On Election Day 2018, when we surveyed voters across the city about what was driving them to the polls, voters in Mission Beach told us then-Councilwoman Lorie Zapf lost their support because she supported bringing the games to San Diego. “After Labor Day, the beach belongs to the residents,” one told us.
Beach residents adamant that about keeping people out of their community? Makes a lot of sense.
Then this week came the abrupt news that San Diego was out as the host, and that the games will be moved to another city – one that has “the financial guarantees necessary and a proven track record to host a world-class event,” the Association of National Olympic Committees told Reuters. Ouch. But then again …

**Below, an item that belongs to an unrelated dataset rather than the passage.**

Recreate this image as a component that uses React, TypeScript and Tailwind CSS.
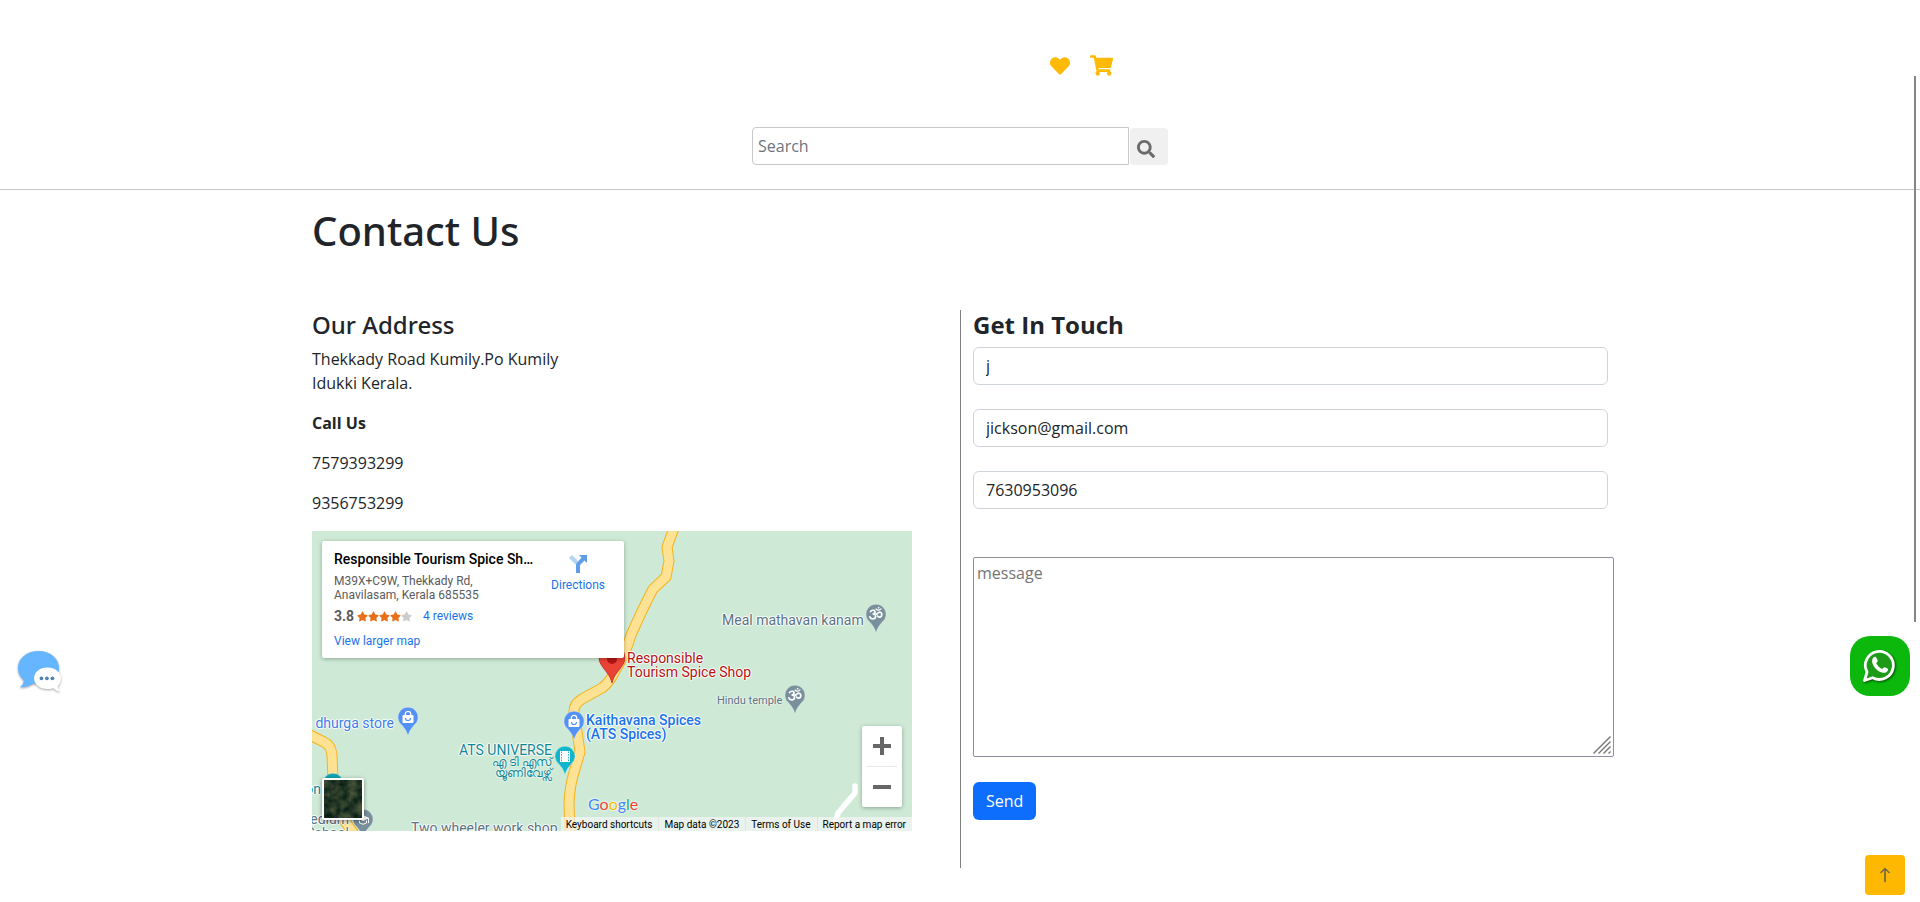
import type { ReactNode } from "react";
import { FaHeart, FaSearch, FaShoppingCart, FaStar } from "react-icons/fa";
import { BsArrowUp } from "react-icons/bs";

const halo =
  "absolute whitespace-nowrap text-sm leading-[14px] [text-shadow:0_0_1px_#fff,1px_0_1px_#fff,-1px_0_1px_#fff,0_1px_1px_#fff,0_-1px_1px_#fff]";

function Pin({ x, y, color, children }: { x: number; y: number; color: string; children?: ReactNode }) {
  return (
    <g transform={`translate(${x} ${y})`}>
      <path
        d="M0 29C-1.2 24-3.2 21.5-6 18.2A10 10 0 1 1 6 18.2C3.200 21.5 1.200 24 0 29Z"
        fill={color}
        stroke="#fff"
        strokeOpacity=".5"
        strokeWidth=".6"
      />
      {children}
    </g>
  );
}

function Bag() {
  return (
    <g>
      <rect x="-5.500" y="8" width="11" height="8" rx="1" fill="#fff" />
      <path d="M-2.700 8.500V7a2.700 2.700 0 0 1 5.400 0v1.500" fill="none" stroke="#fff" strokeWidth="1.300" />
      <path d="M-2.500 11a2.500 2.500 0 0 0 5 0" fill="none" stroke="#5491f5" strokeWidth="1.200" />
    </g>
  );
}

function Om() {
  return (
    <g fill="none" stroke="#fff" strokeWidth="1.700" strokeLinecap="round">
      <path d="M-5.500 7.500C-4 5.500-.8 6-1 8.200-1.100 9.500-2.300 10-3.500 10-1.500 10-.3 11-.5 12.800-.8 15.500-5 15.500-6.200 12.800" />
      <path d="M-1 10.200C1 11 2 7.800 4.200 8.200 6.500 8.800 6.300 13 3.500 13.200 2.300 13.200 2 12.500 1.500 12" />
      <path d="M0 5C1.300 6.500 3.500 6.500 5 4.800" strokeWidth="1.200" />
      <circle cx="2.500" cy="3.800" r=".4" strokeWidth=".9" />
    </g>
  );
}

const mainRoad =
  "M362-3 355 16 357 30 354 46 341 58Q331 77 319 104C315 118 309 130 303 140Q298 151 290 157L270 168Q262 173 262 180L268 221 261 245Q258 255 257 272L258 303";
const sideRoad = "M-4 203 12 211Q19 214 20 224L21 250Q22 278 42 303";

function MapDrawing() {
  return (
    <svg className="absolute inset-0" width="600" height="300" viewBox="0 0 600 300" aria-hidden="true">
      <path d="M543 255V262L526 282 521 303" fill="none" stroke="#fff" strokeWidth="5.500" strokeLinejoin="round" strokeLinecap="round" />
      {[mainRoad, sideRoad].map((d) => (
        <g key={d} fill="none" strokeLinejoin="round">
          <path d={d} stroke="#f6b21b" strokeWidth="11" />
          <path d={d} stroke="#fde293" strokeWidth="9" />
        </g>
      ))}
      <Pin x={564} y={73} color="#78909c"><Om /></Pin>
      <Pin x={483} y={154} color="#78909c"><Om /></Pin>
      <Pin x={96} y={176} color="#5491f5"><Bag /></Pin>
      <Pin x={262} y={180} color="#5491f5"><Bag /></Pin>
      <Pin x={253} y={215} color="#12b5cb">
        <rect x="-5" y="5" width="10" height="11" fill="#fff" />
        <path d="M-3.500 5.500v10M3.500 5.500v10" stroke="#12b5cb" strokeWidth="1" strokeDasharray="1.500 1.200" />
      </Pin>
      <Pin x={21} y={242} color="#12a5b5" />
      <Pin x={51} y={278} color="#78909c">
        <path d="M-6 9 0 6 6 9 0 12Z" fill="#fff" />
        <path d="M-3.500 11.500v2.500q3.500 2.500 7 0v-2.500M5.500 9v5" fill="none" stroke="#fff" />
      </Pin>
      <path d="M300 152C298 144 294 141 290 135A13 13 0 1 1 310 135C306 141 302 144 300 152Z" fill="#ea4335" stroke="#b31412" strokeWidth=".6" />
      <circle cx="300" cy="128" r="5" fill="#b31412" />
    </svg>
  );
}

function PlaceCard() {
  return (
    <div className="absolute left-[10px] top-[10px] flex h-[117px] w-[302px] justify-between rounded-xs bg-white pl-3 pr-[19px] shadow-[0_1px_4px_rgba(0,0,0,0.3)]">
      <div className="pt-[10px] text-xs leading-[14px] text-[#5b5b5b]">
        <p className="w-[200px] truncate text-sm leading-4 font-medium text-black">Responsible Tourism Spice Shop</p>
        <p className="mt-[7px]">
          M39X+C9W, Thekkady Rd,
          <br />
          Anavilasam, Kerala 685535
        </p>
        <div className="mt-[6px] flex items-center">
          <span className="w-[23px] text-sm leading-4 font-bold">3.8</span>
          <span className="flex text-[11px] text-[#e7711b]">
            <FaStar /><FaStar /><FaStar /><FaStar /><FaStar className="text-[#ccc]" />
          </span>
          <a href="#reviews" className="ml-[11px] text-[#1a73e8]">4 reviews</a>
        </div>
        <a href="#map" className="mt-[10px] block text-[#1a73e8]">View larger map</a>
      </div>
      <a href="#directions" className="flex flex-col items-center pt-[14px] text-xs leading-[14px] text-[#1a73e8]">
        <svg width="18" height="18" viewBox="0 0 18 18" className="mb-[5px]" aria-hidden="true">
          <path d="M0 3 3 0 9.500 6.500 6.500 9.500Z" fill="#b5d3f7" />
          <path d="M10 0h8v8l-2.500-2.500L11 10v8H7V9l5.500-6.500Z" fill="#5f9de8" />
        </svg>
        Directions
      </a>
    </div>
  );
}

function LocationMap() {
  return (
    <section aria-label="Map" className="relative h-[300px] w-[600px] max-w-full overflow-hidden bg-[#ceead6] font-[Roboto,'Liberation_Sans',sans-serif]">
      <MapDrawing />
      <span className={`${halo} left-[410px] top-[82px] text-[#5b7282]`}>Meal mathavan kanam</span>
      <span className="absolute left-[405px] top-[163px] text-[11px] leading-[14px] whitespace-nowrap text-[#5b7282] [text-shadow:0_0_2px_#fff,0_0_2px_#fff]">Hindu temple</span>
      <span className={`${halo} left-[315px] top-[120px] text-[#b31412]`}>Responsible<br />Tourism Spice Shop</span>
      <span className={`${halo} left-[274px] top-[182px] font-medium text-[#1a73e8]`}>Kaithavana Spices<br />(ATS Spices)</span>
      <span className={`${halo} right-[518px] top-[185px] text-[#3f7ee8]`}>a dhurga store</span>
      <span className={`${halo} right-[360px] top-[212px] text-[#108797]`}>ATS UNIVERSE</span>
      <span className="absolute right-[360px] top-[226px] text-right text-xs leading-[11px] whitespace-nowrap text-[#108797] [text-shadow:0_0_2px_#fff,0_0_2px_#fff]">എ ടി എസ്<br />യൂണിവേഴ്സ്</span>
      <span className={`${halo} right-[591px] top-[251px] text-[#108797]`}>on</span>
      <span className={`${halo} right-[563px] top-[281px] text-right text-[#5b7282]`}>edium<br />School</span>
      <span className={`${halo} left-[99px] top-[290px] text-[#5b7282]`}>Two wheeler work shop</span>
      <PlaceCard />
      <button type="button" aria-label="Show satellite imagery" className="absolute left-[10px] top-[247px] size-[42px] overflow-hidden rounded-xs border-2 border-white bg-[#1f3524] shadow-[0_1px_4px_rgba(0,0,0,0.4)]">
        <svg width="38" height="38" viewBox="0 0 38 38" aria-hidden="true">
          <defs>
            <filter id="forest" x="0" y="0" width="100%" height="100%" colorInterpolationFilters="sRGB">
              <feTurbulence type="fractalNoise" baseFrequency="0.12" numOctaves="4" seed="4" />
              <feColorMatrix values="0.4 0 0 0 -0.05  0.34 0 0 0 0.05  0.22 0 0 0 0.04  0 0 0 0 1" />
            </filter>
          </defs>
          <rect width="38" height="38" filter="url(#forest)" />
        </svg>
      </button>
      <a href="#google" aria-label="Google" className="absolute left-[276px] top-[263px] font-[Lato,sans-serif] text-base leading-[20px] [text-shadow:0_0_2px_#fff,0_0_2px_#fff]">
        <span className="text-[#4285f4]">G</span><span className="text-[#ea4335]">o</span><span className="text-[#fbbc04]">o</span><span className="text-[#4285f4]">g</span><span className="text-[#34a853]">l</span><span className="text-[#ea4335]">e</span>
      </a>
      <div className="absolute right-[10px] top-[195px] flex h-[81px] w-10 flex-col items-center rounded-xs bg-white shadow-[0_1px_4px_rgba(0,0,0,0.3)]">
        <button type="button" aria-label="Zoom in" className="grid w-full flex-1 place-items-center">
          <svg width="18" height="18" viewBox="0 0 18 18" aria-hidden="true"><path d="M7 0h4v7h7v4h-7v7H7v-7H0V7h7Z" fill="#666" /></svg>
        </button>
        <div className="h-px w-[30px] bg-[#e6e6e6]" />
        <button type="button" aria-label="Zoom out" className="grid w-full flex-1 place-items-center">
          <svg width="18" height="4" viewBox="0 0 18 4" aria-hidden="true"><path d="M0 0h18v4H0Z" fill="#666" /></svg>
        </button>
      </div>
      <div className="absolute right-0 bottom-0 flex h-[14px] divide-x divide-[#dfe6e1] bg-[#f5f5f5]/70 text-[10px] leading-4 whitespace-nowrap text-black">
        <button type="button" className="pr-[6px] pl-[5px]">Keyboard shortcuts</button>
        <span className="pr-[6px] pl-[5px]">Map data ©2023</span>
        <a href="#terms" className="pr-[6px] pl-[5px]">Terms of Use</a>
        <a href="#report" className="pr-[6px] pl-[5px]">Report a map error</a>
      </div>
    </section>
  );
}

const field =
  "block h-[38px] w-full rounded-md border border-[#ced4da] bg-white px-3 text-base text-[#212529] outline-none";

function ContactForm() {
  return (
    <form className="border-l border-[#808080] pr-3 pb-12 pl-3" onSubmit={(e) => e.preventDefault()}>
      <h4 className="mb-2 text-2xl leading-[29px] font-bold">Get In Touch</h4>
      <div className="space-y-6">
        <input type="text" aria-label="Name" defaultValue="j" className={field} />
        <input type="email" aria-label="Email" defaultValue="jickson@gmail.com" className={field} />
        <input type="tel" aria-label="Phone" defaultValue="7630953096" className={field} />
      </div>
      <div className="relative mt-12 w-[641px]">
        <textarea aria-label="Message" placeholder="message" className="block h-[200px] w-full resize-none rounded-xs border border-[#8f8f9d] bg-white px-[3px] py-[3px] text-base leading-6 outline-none placeholder:text-[#757575]" />
        <svg width="18" height="18" viewBox="0 0 18 18" className="absolute right-[3px] bottom-[3px]" aria-hidden="true">
          <path d="M.5 17.500 17.500.5M5.500 17.500 17.500 5.500M10.500 17.500 17.500 10.500M15.500 17.500 17.500 15.500" stroke="#757575" strokeWidth="1.400" />
        </svg>
      </div>
      <button type="submit" className="mt-[25px] h-[38px] rounded-md bg-[#0d6efd] px-[13px] text-base text-white">Send</button>
    </form>
  );
}

function FloatingActions() {
  return (
    <>
      <button type="button" aria-label="Open chat" className="fixed bottom-[208px] left-[15px]">
        <svg width="47" height="47" viewBox="0 0 48 48" className="drop-shadow-[0_1px_1px_rgba(0,0,0,0.35)]" aria-hidden="true">
          <path d="M24 4C12 4 3 11.500 3 21.500 3 27 5.500 31 9 34 9 37 7.500 39.500 5 41 10 41.500 15 40 18 37.500 34 40 45 32.500 45 21.500 45 11.500 36 4 24 4Z" fill="#66b5ff" />
          <path d="M33 21C25 21 19.500 26 19.500 32S25 43 33 43Q36 43 39 42 42 45 46 45.500 43.500 43 43.500 40C46 38 47 35 47 32 47 26 41 21 33 21Z" fill="#fff" />
          <g fill="#4f83ad"><circle cx="27" cy="32" r="1.900" /><circle cx="32.600" cy="32" r="1.900" /><circle cx="38.200" cy="32" r="1.900" /></g>
        </svg>
      </button>
      <a href="#whatsapp" aria-label="WhatsApp" className="fixed right-[10px] bottom-[206px] grid size-[60px] place-items-center rounded-[20px] bg-[#0bb80b]">
        <svg width="36" height="36" viewBox="0 0 36 36" className="drop-shadow-[1px_1px_1px_rgba(0,0,0,0.6)]" aria-hidden="true">
          <path d="M2.500 32.500 5 24A14 14 0 1 1 10.700 29.700Z" fill="#1c9a18" stroke="#fff" strokeWidth="2.800" strokeLinejoin="round" />
          <path d="M11 10C12.500 8 14 8.500 14.700 10.200L15.700 12.500C16 13.500 14.500 14.700 14.200 15.300 15.500 18 17.500 19.800 20.200 20.900 21 20.500 21.800 18.800 22.800 19.200L25.500 20.500C26.800 21.200 25.800 23.500 24 24.400 17.500 27 7 16 11 10Z" fill="#fff" />
        </svg>
      </a>
      <button type="button" aria-label="Back to top" className="fixed right-[15px] bottom-[7px] grid size-10 place-items-center rounded-sm bg-[#ffb800] text-base text-[#5f5f4c]">
        <BsArrowUp strokeWidth={0.5} />
      </button>
      <div aria-hidden="true" className="fixed top-[76px] right-1 h-[546px] w-[2px] bg-[#858585]" />
    </>
  );
}

export default function App() {
  return (
    <div className="bg-white font-['Open_Sans','Noto_Sans',sans-serif] text-base text-[#212529]">
      <header className="border-b border-[#c8c8c8] pt-[54px] pb-6">
        <nav aria-label="Shop" className="flex items-center justify-center gap-5 pl-[243px] text-[#ffb907]">
          <a href="#wishlist" aria-label="Wishlist"><FaHeart size={20} /></a>
          <a href="#cart" aria-label="Cart"><FaShoppingCart size={23} /></a>
        </nav>
        <form role="search" className="mt-[50px] flex items-end justify-center gap-px" onSubmit={(e) => e.preventDefault()}>
          <input type="search" aria-label="Search" placeholder="Search" className="h-[38px] w-[377px] rounded-l-sm border border-[#c8c8c8] px-[5px] text-base outline-none placeholder:text-[#6c757d]" />
          <button type="submit" aria-label="Submit search" className="h-[37px] w-[38px] rounded-sm bg-[#f0f0f0] pt-1 pl-[7px] text-lg text-[#6b6b6b]"><FaSearch /></button>
        </form>
      </header>
      <main className="mx-auto max-w-[1320px]">
        <h1 className="mt-[17px] px-3 font-['Noto_Sans','Open_Sans',sans-serif] text-[40px] leading-[48px] font-medium">Contact Us</h1>
        <div className="mt-[55px] grid grid-cols-2">
          <section className="px-3">
            <h4 className="mb-2 font-['Noto_Sans','Open_Sans',sans-serif] text-2xl leading-[29px] font-medium">Our Address</h4>
            <address className="not-italic">
              Thekkady Road Kumily.Po Kumily
              <br />
              Idukki Kerala.
            </address>
            <p className="mt-4 font-bold">Call Us</p>
            <p className="mt-4">7579393299</p>
            <p className="my-4">9356753299</p>
            <LocationMap />
          </section>
          <ContactForm />
        </div>
      </main>
      <FloatingActions />
    </div>
  );
}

San Diego couldn’t get a major project done? Makes a lot of sense.
Whether it’s celebrating the anniversary of the event that launched Balboa Park, or even just reimagining how people experience the park, or crafting rules to regulate vacation rentals (because, as we’ve established, beach residents need to be aggressively protected from other humans), or keeping the Chargers, San Diego consistently proves itself incapable of getting big things done.
Even local politicians sometimes can’t mask their frustration at this phenomenon. When Rep. Scott Peters argued that San Diego should vote to construct a downtown stadium for the Chargers, baked into his argument was the idea that the city needed to finally, for once, get something across the finish line: “If we fail to make the most of today’s opportunity, it will be a colossal failure of imagination and civic and political leadership,” he wrote.
After vacation rental rules imploded at the City Council for seemingly the millionth time, Councilman Chris Cate openly wondered whether San Diego government was capable of doing anything.
Now, the beach games were not a city government endeavor. But they do represent an embarrassing entry in whatever is the opposite of a resume – an accounting of our inability to accomplish tasks that for other cities would be relatively routine.
Now we’ll never know the joy of experiencing beach wrestling and beach karate.
What VOSD Learned This Week
As difficult as Central American migrants seeking asylum in the United States have it, there’s at least some infrastructure to support them: shelters, advocates who speak the language, churches where they can worship. There’s virtually none of that set up to accommodate the growing number of African migrants arriving in Tijuana.
Last week, Will Huntsberry revealed that the state flagged major concerns with the way the San Diego Unified School District educates and reclassifies English-learners. This week, he obtained a document showing the district pushed principals to reclassify at least 75 percent of qualifying students as fluent in English. The district says it was a goal, not a quota.
Sen. Toni Atkins’ staff tried to edit the part of her Wikipedia page that detailed her role in the demise of SB 50, a violation of the site’s conflict of interest policy. Meanwhile, a YIMBY movement is forming in … North County?
Boosters of Measure A, a tax increase passed in Chula Vista last year, promised the money would go to bolstering police and fire staffing. But hiring has been basically stagnant – though money isn’t really the problem.
Lol, San Diego: There are still no regulations in place guiding short-term vacation rentals. Lisa Halverstadt spelled out the three paths to getting some, and the unique hurdles each faces.
On the podcast, we discussed what exactly AB 392, the bill to rewrite the standards on police use of deadly force, would change. The Washington Post’s Wesley Lowerey, who covers law enforcement from a national perspective, stopped by for a special podcast episode in which we put some of these issues in a national context.
What I’m Reading
- Nigel Jaquiss is one of the best local journalists in the country. His latest investigation reveals how an Oregon lawmaker makes hundreds of thousands of dollars off of government contracts – and under Oregon law, it’s all perfectly legal. (Willamette Week)
- This piece manages to be both data-rich and wonderfully thoughtful, and it paints a devastating picture of a justice system that’s wholly incapable of taking rape cases seriously. (Slate)
- There are probably a lot of people in your life you see regularly, maybe in passing, someone you offer a smile or nod to every day. Would you give that person a kidney to save his life? (Los Angeles Times)
- The idea that you should walk 10,000 steps a day came from marketing, not science. (The Atlantic)
- Police are aggressively targeting mothers who leave their children alone in the car, even for a few minutes. (The Appeal)
Line of the Week
“But older Americans have already enjoyed an affordable college education, a choice of affordable neighborhoods, skies full of monarch butterflies, and oceans with fish living in them. So when it comes to addressing the fact that reality has changed—that housing near good jobs is no longer affordable, that going to college now entails decades of debt, that Miami will be underwater in 30 years—their resistance to address the changing reality reads as a collective shrug of self-interest. I got mine.” – California’s housing crisis is a crime against the young, by the old.